As such, the film is bound by a prosaic challenge: daily life, after all, has an invisible dimension. What 'Ajami' demonstrates is that the reality of daily life reveals itself only when it is disrupted from without, by the outsider.

In 'Ajami', the outsider is everywhere, and everyone, as if daily life in the region ordered that people inevitably judge the other as "us" against "them".

Yaron Shani, the Jewish co-director of the film notes that "people live in bubbles unaware of others. Each side has its narrative, its dreams. They see the other as threatening those dreams. But if you enter the other's bubble, you see his dreams, his inner world and his values. Our goal," he concludes, "was to make the viewer experience what it means to be the other."

Jewish Israelis and Arab Israelis may live together, the film tells. Arabs may speak the Arabic of the streets of Jaffa, an Arabic interlaced with key Hebrew words; Jews may use Arabic words in Hebrew. But, they rarely interact emotionally. And, when they do so, it is mostly in a chaotic manner.

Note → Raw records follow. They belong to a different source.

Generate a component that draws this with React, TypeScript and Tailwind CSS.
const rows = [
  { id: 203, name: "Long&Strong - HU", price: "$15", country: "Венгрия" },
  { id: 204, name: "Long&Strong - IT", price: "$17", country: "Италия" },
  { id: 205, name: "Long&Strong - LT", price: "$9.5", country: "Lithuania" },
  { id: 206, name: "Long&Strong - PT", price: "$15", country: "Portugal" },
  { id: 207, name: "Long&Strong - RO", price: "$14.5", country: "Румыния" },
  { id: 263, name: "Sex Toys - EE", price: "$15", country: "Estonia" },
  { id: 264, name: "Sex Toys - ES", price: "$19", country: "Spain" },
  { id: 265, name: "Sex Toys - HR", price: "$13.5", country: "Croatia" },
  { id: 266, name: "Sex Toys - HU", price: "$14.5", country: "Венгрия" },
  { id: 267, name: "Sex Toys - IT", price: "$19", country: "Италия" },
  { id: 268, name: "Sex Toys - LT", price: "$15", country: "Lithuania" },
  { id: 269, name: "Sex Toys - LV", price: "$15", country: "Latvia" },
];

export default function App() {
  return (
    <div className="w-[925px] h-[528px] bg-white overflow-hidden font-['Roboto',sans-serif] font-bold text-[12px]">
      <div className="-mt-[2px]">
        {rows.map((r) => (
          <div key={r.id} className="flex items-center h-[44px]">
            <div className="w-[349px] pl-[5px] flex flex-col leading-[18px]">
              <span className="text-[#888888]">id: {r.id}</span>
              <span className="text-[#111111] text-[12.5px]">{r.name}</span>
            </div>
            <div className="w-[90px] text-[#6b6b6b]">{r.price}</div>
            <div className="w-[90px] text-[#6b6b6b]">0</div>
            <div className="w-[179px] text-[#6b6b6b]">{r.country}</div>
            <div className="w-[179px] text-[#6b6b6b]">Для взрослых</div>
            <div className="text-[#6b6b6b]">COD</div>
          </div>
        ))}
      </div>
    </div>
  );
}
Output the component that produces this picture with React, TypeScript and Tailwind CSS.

There are many deaths. Yet, the sense of the place is vibrancy. Ajami is alive with energy - if only for the purpose of surviving a battle that is often perceived as existential.

Survival requires creativity and hope; though sometimes desperate, it is ultimately the kind of hope that conceives of the impossible as possible, of hopelessness being overcome.

Only last week, though, reality intruded. A telling 'remake' of 'Ajami' took place in real life Jaffa.

Tony Copty, a resident of Ajami, a supporting actor in the film and brother of co-director Scandar Copty, was brutally arrested by Israeli police along with another brother. According to the police version, he had assaulted police officers during a street brawl.

"In the movie you don't see the police jumping on innocent people, but it does happen in reality. We are in no way connected to crime, and the police know it," Copty said after his release several hours later. "But at the same time they didn't desist from telling me - even if it was only half-jokingly - 'you'll be in here my friend, until after the Oscars'!"